Segundo a prefeitura, a adesão foi bem aceita pelos dependentes químicos e 99% dos usuários irão participar do programa inicialmente. Além da organização não governamental (ONG) União Social Brasil Gigante, 180 funcionários das secretarias de Assistência Social e Saúde acompanharão os viciados 24 horas por dia. A Guarda Civil Metropolitana (GCM) passou por um treinamento especial e estará de prontidão no local para evitar que os dependentes voltem a construir barracos nas calçadas.
Na área da saúde, em 2013, a prefeitura ampliou de quatro para 16 as equipes de programa Consultório na Rua, que trabalham no acolhimento e encaminhamento para tratamento. Dessas 16 equipes, oito delas está na subprefeitura da Sé, sendo que duas delas estão especificamente na Cracolândia. Somente em janeiro de 2014, 253 pessoas foram encaminhadas ao tratamento.
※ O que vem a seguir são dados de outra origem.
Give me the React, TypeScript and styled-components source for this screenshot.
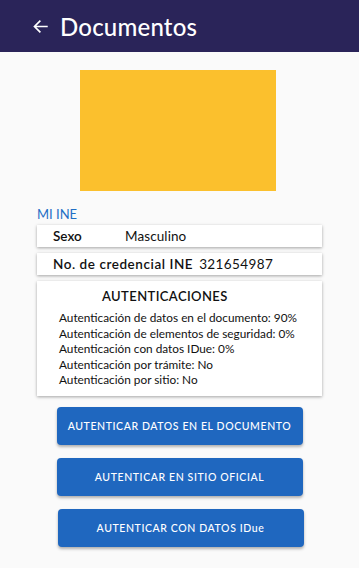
import styled, { createGlobalStyle } from "styled-components";

const GlobalStyle = createGlobalStyle`
  html, body {
    margin: 0;
    padding: 0;
    background: #fafafa;
  }
  body {
    font-family: "Lato", "Noto Sans", sans-serif;
  }
`;

const Page = styled.div`
  width: 359px;
  min-height: 568px;
  background: #fafafa;
`;
const Header = styled.header`
  height: 52px;
  background: #2a2459;
  display: flex;
  align-items: center;
  padding-left: 32px;
  gap: 11px;
  color: #fff;
`;
const BackIcon = styled.svg`
  width: 17px;
  height: 17px;
  display: block;
`;
const Title = styled.h1`
  margin: 0;
  font-size: 24px;
  font-weight: 500;
  letter-spacing: 0.2px;
`;
const Content = styled.main`
  display: flex;
  flex-direction: column;
  padding: 18px 37px 0 37px;
`;
const Photo = styled.div`
  width: 196px;
  height: 121px;
  background: #fbc02d;
  align-self: center;
  margin-left: -4px;
`;
const Section = styled.div`
  margin-top: 15px;
  color: #1f6fc5;
  font-size: 13px;
  line-height: 17px;
`;
const Card = styled.div`
  background: #fff;
  box-shadow: 0 1px 3px rgba(0, 0, 0, 0.35);
  margin-top: 2px;
`;
const Row = styled(Card)`
  height: 22px;
  display: flex;
  align-items: center;
  padding-left: 16px;
  font-size: 13.5px;
  color: #111;
  margin-bottom: 4px;
`;
const Label = styled.span<{ $w?: number }>`
  font-weight: 600;
  letter-spacing: ${(p) => (p.$w ? "0" : "0.55px")};
  width: ${(p) => (p.$w ? `${p.$w}px` : "auto")};
  margin-right: ${(p) => (p.$w ? "0" : "6px")};
`;
const Value = styled.span<{ $spaced?: boolean }>`
  letter-spacing: ${(p) => (p.$spaced ? "0.4px" : "0.1px")};
`;
const AuthCard = styled(Card)`
  padding: 8px 0 9px 22px;
  font-size: 11.8px;
  line-height: 15.4px;
  color: #111;
`;
const AuthTitle = styled.div`
  font-size: 13px;
  font-weight: 600;
  margin: 0 0 6px 43px;
  letter-spacing: 0.4px;
`;
const Buttons = styled.div`
  display: flex;
  flex-direction: column;
  align-items: center;
  gap: 13px;
  margin-top: 11px;
`;
const Button = styled.button<{ $shift?: number }>`
  width: 246px;
  height: 38px;
  border: none;
  border-radius: 4px;
  background: #1f67bf;
  color: #fff;
  font-family: "Lato", "Noto Sans", sans-serif;
  font-size: 10.5px;
  font-weight: 500;
  letter-spacing: 0.6px;
  box-shadow: 0 2px 3px rgba(0, 0, 0, 0.3);
  margin-left: ${(p) => (p.$shift ?? 0) * 2}px;
  cursor: pointer;
`;

const auths = [
  "Autenticación de datos en el documento: 90%",
  "Autenticación de elementos de seguridad: 0%",
  "Autenticación con datos IDue: 0%",
  "Autenticación por trámite: No",
  "Autenticación por sitio: No",
];

function App() {
  return (
    <Page>
      <GlobalStyle />
      <Header>
        <BackIcon viewBox="0 0 24 24" fill="none" stroke="#fff" strokeWidth="2.4" strokeLinecap="square">
          <path d="M21 12H4M11 4.5L3.5 12L11 19.5" />
        </BackIcon>
        <Title>Documentos</Title>
      </Header>
      <Content>
        <Photo />
        <Section>MI INE</Section>
        <Row>
          <Label $w={72}>Sexo</Label>
          <Value>Masculino</Value>
        </Row>
        <Row>
          <Label>No. de credencial INE</Label>
          <Value $spaced>321654987</Value>
        </Row>
        <AuthCard>
          <AuthTitle>AUTENTICACIONES</AuthTitle>
          {auths.map((a) => (
            <div key={a}>{a}</div>
          ))}
        </AuthCard>
        <Buttons>
          <Button>AUTENTICAR DATOS EN EL DOCUMENTO</Button>
          <Button>AUTENTICAR EN SITIO OFICIAL</Button>
          <Button $shift={1}>AUTENTICAR CON DATOS IDue</Button>
        </Buttons>
      </Content>
    </Page>
  );
}

export default App;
A Assistência Social foi responsável pelo cadastramento dos dependentes e acomodação das pessoas. Na segunda etapa da operação, com a retirada dessas pessoas da rua, a prefeitura prevê uma diminuição da oferta de drogas na região. Para as pessoas que frequentam a região, mas não moram na Cracolândia, ainda restam 100 vagas no novo programa.
Na questão do trabalho, os usuários serão remunerados e ficarão quatros horas por dia trabalhando na limpeza urbana de parques e praças da região central da capital paulista, além de outras duas horas em cursos de capacitação.